Goal: Add the IQL algorithm with offline training, checkpoint evaluation, prediction, and resume support for continuous-control tasks.

Architecture: Implement a dedicated MLPIQLModel, IQL algorithm, and offline train_iql(...) trainer that samples from TransitionDataset instead of the online replay buffer. Keep the first version narrow by generating a deterministic offline dataset from the configured environment and storing the dataset recipe in algo_kwargs, so training, resume, CLI, and examples all work without introducing a full external dataset ingestion layer yet.

Tech Stack: Python, PyTorch, Gymnasium, pytest


Task 1: Define IQL model and update behavior with failing tests

Files: - Create: tests/test_iql_update.py - Reference: tests/test_sac_update.py - Reference: tests/test_redq_update.py

Step 1: Write the failing test

Add tests that define: - the IQL MLP model samples bounded actions and returns twin-Q plus value outputs - iql_loss(...) returns named metrics - IQL.update(...) returns one gradient step and named metrics - invalid expectile / beta values fail fast at construction

Step 2: Run test to verify it fails

Run: PYTHONPATH=src pytest tests/test_iql_update.py -q

Expected: FAIL because the IQL modules do not exist yet.

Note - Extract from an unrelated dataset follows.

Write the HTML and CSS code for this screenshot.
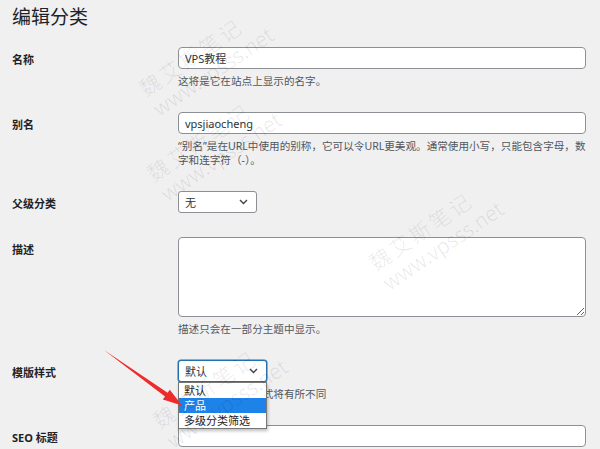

Step 3: Write minimal implementation

Create the IQL model and algorithm with the smallest implementation that satisfies the tests.

Step 4: Run test to verify it passes

Run: PYTHONPATH=src pytest tests/test_iql_update.py -q

Expected: PASS

Task 2: Add offline trainer coverage with deterministic dataset generation

Files: - Create: src/rl_training/runtime/iql_trainer.py - Create: tests/test_iql_trainer_smoke.py - Modify: tests/test_offline_dataset.py

Step 1: Write the failing tests

Add smoke coverage that trains IQL on Pendulum-v1 using a deterministic offline dataset recipe from algo_kwargs, then asserts checkpoint creation and basic metrics. Add a small offline-dataset test that proves float continuous actions preserve shape for sampled batches if needed by the trainer.

Step 2: Run tests to verify they fail

Run: PYTHONPATH=src pytest tests/test_iql_trainer_smoke.py tests/test_offline_dataset.py -q

Expected: FAIL because train_iql(...) and any helper behavior do not exist yet.

Step 3: Write minimal implementation

Implement: - a deterministic offline dataset builder inside the trainer - normalized-action handling for continuous actions - offline update loop where total_timesteps means gradient steps - evaluation helper for checkpoint workflows

Step 4: Run tests to verify they pass

Run: PYTHONPATH=src pytest tests/test_iql_trainer_smoke.py tests/test_offline_dataset.py -q

Expected: PASS

Task 3: Wire IQL into registry, API, CLI, examples, and checkpoint workflows

Files: - Create: configs/iql/pendulum.yaml - Create: examples/iql_pendulum_reference.py - Create: tests/test_iql_reference_script.py - Modify: src/rl_training/models/__init__.py - Modify: src/rl_training/algorithms/__init__.py - Modify: src/rl_training/api/algorithms.py - Modify: src/rl_training/api/__init__.py - Modify: src/rl_training/__init__.py - Modify: src/rl_training/experiment/registry.py - Modify: tests/test_cli.py - Modify: tests/test_public_api.py - Modify: tests/test_package_api_exports.py - Modify: tests/test_checkpoint_workflows.py - Modify: tests/test_experiment_manager.py

Step 1: Write the failing tests

Add focused coverage for: - CLI train command with an IQL YAML config - managed public API learn/evaluate/predict flow - package export visibility - checkpoint evaluation and resume workflow - experiment manager spec registration - example script smoke execution

Step 2: Run tests to verify they fail

Run: PYTHONPATH=src pytest tests/test_cli.py tests/test_public_api.py tests/test_package_api_exports.py tests/test_checkpoint_workflows.py tests/test_experiment_manager.py tests/test_iql_reference_script.py -q

Expected: FAIL because IQL is not yet registered end-to-end.

Step 3: Write minimal implementation

Register IQL in all public surfaces and add a compact reference config/example using deterministic offline dataset generation.

Step 4: Run tests to verify they pass

Run: PYTHONPATH=src pytest tests/test_cli.py tests/test_public_api.py tests/test_package_api_exports.py tests/test_checkpoint_workflows.py tests/test_experiment_manager.py tests/test_iql_reference_script.py -q

Expected: PASS

Task 4: Final verification

Files: - Verify only

Step 1: Run targeted IQL suite

Run: PYTHONPATH=src pytest tests/test_iql_update.py tests/test_iql_trainer_smoke.py tests/test_iql_reference_script.py tests/test_offline_dataset.py tests/test_cli.py tests/test_public_api.py tests/test_package_api_exports.py tests/test_checkpoint_workflows.py tests/test_experiment_manager.py -q

Expected: PASS

Step 2: Run full test suite

Run: PYTHONPATH=src pytest -q

Expected: PASS